Challenge » Take each line containing the word "styles" and copy it.

Dataset extract »

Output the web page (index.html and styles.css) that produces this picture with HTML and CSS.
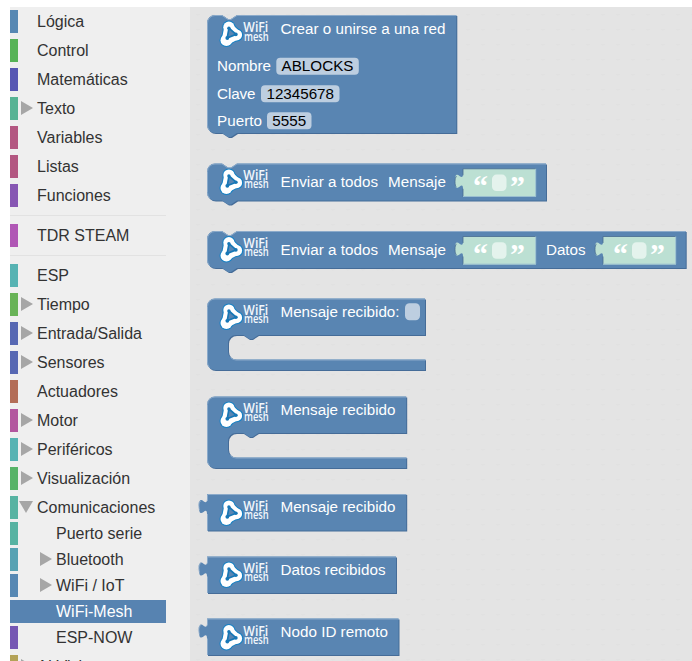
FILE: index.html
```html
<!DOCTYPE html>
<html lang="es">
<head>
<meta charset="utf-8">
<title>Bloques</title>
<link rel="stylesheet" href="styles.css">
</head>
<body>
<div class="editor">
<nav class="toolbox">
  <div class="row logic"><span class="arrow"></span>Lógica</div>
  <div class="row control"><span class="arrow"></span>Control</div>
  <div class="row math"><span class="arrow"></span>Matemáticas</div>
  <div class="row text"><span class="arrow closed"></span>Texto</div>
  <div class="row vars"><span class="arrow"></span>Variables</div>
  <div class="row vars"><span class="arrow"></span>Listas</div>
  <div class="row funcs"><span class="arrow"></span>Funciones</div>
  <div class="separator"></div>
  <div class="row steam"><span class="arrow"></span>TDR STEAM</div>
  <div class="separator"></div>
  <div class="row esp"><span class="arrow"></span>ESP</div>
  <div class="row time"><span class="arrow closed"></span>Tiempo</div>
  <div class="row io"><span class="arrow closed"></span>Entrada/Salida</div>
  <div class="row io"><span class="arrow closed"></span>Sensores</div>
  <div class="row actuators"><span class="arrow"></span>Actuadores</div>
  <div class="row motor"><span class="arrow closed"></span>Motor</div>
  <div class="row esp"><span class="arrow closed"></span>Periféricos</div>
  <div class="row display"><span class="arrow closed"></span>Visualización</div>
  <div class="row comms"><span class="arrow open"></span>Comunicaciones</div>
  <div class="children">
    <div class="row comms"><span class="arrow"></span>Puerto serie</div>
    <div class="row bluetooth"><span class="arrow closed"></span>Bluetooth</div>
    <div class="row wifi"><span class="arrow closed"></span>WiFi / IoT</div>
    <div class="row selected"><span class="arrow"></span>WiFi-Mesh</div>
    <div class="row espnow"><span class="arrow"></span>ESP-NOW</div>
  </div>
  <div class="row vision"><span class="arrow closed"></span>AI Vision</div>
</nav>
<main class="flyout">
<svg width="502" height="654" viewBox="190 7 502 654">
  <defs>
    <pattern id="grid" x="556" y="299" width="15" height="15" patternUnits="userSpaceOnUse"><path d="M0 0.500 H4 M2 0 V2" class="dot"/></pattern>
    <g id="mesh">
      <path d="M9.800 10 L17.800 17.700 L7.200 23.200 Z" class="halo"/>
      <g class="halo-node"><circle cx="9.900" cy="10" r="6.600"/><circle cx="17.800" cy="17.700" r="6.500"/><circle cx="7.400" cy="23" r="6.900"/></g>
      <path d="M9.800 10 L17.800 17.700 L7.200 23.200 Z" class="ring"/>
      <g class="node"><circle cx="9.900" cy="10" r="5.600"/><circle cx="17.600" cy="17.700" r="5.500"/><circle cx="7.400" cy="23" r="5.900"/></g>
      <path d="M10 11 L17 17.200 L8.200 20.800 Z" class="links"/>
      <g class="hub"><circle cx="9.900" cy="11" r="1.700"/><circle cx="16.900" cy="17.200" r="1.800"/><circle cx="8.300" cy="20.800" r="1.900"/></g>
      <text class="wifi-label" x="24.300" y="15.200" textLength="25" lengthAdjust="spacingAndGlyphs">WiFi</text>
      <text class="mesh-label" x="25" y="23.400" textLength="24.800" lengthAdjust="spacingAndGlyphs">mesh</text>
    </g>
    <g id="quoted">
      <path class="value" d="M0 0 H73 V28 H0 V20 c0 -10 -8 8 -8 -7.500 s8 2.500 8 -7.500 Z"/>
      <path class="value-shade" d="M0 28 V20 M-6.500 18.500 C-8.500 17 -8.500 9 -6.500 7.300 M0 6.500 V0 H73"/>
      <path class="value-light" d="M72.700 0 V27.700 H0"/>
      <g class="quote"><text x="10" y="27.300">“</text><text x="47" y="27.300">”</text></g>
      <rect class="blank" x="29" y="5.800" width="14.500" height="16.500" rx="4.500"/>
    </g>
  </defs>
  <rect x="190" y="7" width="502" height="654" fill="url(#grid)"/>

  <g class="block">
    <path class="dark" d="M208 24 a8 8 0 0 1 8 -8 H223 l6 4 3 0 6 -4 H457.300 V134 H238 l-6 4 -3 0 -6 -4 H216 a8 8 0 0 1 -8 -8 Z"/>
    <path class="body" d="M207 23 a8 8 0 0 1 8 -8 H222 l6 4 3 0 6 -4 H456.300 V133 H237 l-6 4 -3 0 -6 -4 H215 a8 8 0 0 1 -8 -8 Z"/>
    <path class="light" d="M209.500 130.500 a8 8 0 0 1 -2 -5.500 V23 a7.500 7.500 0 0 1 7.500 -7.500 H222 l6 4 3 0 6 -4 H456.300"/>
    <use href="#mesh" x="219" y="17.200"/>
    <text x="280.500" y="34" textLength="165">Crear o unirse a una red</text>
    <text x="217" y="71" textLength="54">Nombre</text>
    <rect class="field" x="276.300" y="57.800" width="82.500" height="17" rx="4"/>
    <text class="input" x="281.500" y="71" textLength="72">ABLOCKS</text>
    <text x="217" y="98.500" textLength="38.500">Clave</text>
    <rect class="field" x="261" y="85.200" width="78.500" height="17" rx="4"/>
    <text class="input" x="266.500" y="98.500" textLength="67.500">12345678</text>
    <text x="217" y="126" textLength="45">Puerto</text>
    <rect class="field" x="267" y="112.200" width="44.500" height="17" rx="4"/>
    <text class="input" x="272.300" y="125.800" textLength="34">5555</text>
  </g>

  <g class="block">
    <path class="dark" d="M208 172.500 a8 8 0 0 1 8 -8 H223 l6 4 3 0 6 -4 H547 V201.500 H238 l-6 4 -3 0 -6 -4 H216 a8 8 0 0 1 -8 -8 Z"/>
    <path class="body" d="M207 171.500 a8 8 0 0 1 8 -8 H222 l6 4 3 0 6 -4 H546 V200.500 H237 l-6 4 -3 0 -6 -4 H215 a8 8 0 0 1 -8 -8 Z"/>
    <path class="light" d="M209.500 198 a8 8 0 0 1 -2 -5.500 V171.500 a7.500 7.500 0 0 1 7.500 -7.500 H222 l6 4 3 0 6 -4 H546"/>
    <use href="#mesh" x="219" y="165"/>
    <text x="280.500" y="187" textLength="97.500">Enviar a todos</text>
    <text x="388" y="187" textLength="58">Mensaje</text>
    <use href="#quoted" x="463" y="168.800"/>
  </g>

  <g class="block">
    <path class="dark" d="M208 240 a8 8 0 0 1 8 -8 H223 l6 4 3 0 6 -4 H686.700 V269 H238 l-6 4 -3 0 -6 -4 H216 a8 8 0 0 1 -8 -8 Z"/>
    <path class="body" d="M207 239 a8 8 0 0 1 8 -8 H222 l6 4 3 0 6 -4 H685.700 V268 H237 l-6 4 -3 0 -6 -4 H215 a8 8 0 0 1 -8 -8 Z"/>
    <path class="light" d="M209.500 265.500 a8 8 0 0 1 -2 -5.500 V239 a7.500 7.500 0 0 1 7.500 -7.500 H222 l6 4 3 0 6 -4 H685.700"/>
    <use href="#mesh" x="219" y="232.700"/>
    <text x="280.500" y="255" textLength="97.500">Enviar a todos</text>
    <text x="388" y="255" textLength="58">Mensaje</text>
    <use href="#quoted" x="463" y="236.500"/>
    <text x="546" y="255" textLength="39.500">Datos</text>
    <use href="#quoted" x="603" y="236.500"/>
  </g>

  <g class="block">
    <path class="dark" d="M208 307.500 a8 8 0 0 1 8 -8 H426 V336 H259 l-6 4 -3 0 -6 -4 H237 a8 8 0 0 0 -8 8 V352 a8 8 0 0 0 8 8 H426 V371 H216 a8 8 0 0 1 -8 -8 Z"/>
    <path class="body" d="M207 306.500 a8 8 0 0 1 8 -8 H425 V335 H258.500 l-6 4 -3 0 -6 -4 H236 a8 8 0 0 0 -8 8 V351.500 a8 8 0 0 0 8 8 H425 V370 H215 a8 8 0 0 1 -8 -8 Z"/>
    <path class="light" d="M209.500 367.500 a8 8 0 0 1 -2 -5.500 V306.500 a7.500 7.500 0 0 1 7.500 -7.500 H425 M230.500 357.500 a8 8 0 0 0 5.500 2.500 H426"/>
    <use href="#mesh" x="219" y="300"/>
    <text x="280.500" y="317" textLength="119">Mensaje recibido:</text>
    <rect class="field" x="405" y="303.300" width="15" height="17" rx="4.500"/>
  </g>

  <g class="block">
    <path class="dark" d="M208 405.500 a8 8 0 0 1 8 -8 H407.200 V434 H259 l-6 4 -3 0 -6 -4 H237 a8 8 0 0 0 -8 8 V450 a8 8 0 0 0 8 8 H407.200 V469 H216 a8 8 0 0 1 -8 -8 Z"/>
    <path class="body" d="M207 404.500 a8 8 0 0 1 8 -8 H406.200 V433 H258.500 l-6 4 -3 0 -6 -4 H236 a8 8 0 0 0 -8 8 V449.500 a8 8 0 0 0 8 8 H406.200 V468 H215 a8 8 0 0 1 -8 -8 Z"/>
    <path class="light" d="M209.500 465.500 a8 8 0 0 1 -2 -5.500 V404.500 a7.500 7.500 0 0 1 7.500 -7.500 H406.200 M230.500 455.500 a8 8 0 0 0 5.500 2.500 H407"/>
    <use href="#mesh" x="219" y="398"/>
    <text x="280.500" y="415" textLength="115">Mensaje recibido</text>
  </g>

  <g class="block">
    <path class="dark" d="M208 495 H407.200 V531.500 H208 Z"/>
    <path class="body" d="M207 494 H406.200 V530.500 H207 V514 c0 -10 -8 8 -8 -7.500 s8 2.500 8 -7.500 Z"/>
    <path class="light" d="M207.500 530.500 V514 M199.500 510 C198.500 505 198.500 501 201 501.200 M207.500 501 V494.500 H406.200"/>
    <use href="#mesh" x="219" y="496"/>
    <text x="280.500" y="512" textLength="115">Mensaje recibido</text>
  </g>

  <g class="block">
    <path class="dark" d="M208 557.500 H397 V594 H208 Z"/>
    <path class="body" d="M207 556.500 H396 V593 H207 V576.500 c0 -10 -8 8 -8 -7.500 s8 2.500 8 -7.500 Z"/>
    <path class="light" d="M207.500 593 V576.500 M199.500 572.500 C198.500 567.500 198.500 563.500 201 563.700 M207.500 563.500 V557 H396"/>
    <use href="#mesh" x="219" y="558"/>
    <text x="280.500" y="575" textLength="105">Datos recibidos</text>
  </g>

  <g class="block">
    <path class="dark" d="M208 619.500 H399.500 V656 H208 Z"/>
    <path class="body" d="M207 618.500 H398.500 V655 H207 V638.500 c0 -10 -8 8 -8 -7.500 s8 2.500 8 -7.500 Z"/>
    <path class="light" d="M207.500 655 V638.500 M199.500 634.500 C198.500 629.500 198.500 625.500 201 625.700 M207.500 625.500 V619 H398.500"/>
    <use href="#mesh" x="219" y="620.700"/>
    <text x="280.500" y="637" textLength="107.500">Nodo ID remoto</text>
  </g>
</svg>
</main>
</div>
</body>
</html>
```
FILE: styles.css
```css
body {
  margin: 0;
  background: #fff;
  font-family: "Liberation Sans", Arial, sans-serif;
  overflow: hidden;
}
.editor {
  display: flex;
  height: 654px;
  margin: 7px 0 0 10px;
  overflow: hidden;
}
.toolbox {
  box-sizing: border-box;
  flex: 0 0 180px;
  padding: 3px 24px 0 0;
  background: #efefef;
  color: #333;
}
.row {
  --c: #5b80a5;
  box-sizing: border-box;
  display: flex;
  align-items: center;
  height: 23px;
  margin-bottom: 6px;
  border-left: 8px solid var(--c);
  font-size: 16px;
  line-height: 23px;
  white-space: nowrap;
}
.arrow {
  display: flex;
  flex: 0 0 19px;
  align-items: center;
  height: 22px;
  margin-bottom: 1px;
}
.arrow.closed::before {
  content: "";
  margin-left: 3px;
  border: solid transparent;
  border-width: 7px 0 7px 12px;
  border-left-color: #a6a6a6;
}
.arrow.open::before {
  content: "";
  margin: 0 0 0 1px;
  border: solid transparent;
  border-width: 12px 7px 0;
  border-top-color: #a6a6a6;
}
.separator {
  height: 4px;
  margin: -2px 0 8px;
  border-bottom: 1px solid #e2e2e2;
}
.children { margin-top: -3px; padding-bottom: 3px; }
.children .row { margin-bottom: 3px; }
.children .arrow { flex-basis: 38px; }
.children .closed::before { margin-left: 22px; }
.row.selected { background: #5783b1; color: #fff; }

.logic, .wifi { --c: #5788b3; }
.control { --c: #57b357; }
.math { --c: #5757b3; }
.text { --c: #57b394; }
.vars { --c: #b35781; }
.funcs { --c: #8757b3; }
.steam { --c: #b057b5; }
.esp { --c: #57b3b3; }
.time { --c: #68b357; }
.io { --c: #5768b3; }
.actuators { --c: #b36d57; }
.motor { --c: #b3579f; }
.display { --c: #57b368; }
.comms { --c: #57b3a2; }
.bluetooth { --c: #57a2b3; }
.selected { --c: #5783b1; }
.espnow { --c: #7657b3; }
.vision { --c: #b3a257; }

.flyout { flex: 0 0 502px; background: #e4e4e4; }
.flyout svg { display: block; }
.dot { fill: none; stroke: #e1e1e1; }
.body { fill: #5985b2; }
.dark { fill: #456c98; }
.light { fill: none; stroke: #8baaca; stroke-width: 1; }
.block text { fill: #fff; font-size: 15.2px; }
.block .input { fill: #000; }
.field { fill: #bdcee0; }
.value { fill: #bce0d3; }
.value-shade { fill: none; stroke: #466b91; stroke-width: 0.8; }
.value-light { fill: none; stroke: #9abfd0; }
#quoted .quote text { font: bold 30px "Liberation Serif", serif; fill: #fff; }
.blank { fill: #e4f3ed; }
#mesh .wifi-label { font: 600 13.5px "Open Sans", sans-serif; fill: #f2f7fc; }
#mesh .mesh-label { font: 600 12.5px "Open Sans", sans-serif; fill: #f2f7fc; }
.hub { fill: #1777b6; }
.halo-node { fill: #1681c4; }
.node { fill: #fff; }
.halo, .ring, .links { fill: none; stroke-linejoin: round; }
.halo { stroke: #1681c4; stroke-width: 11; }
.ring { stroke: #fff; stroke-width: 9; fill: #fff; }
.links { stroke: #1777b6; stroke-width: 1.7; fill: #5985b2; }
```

Solution »
Output the web page (index.html and styles.css) that produces this picture with HTML and CSS.
<link rel="stylesheet" href="styles.css">
FILE: styles.css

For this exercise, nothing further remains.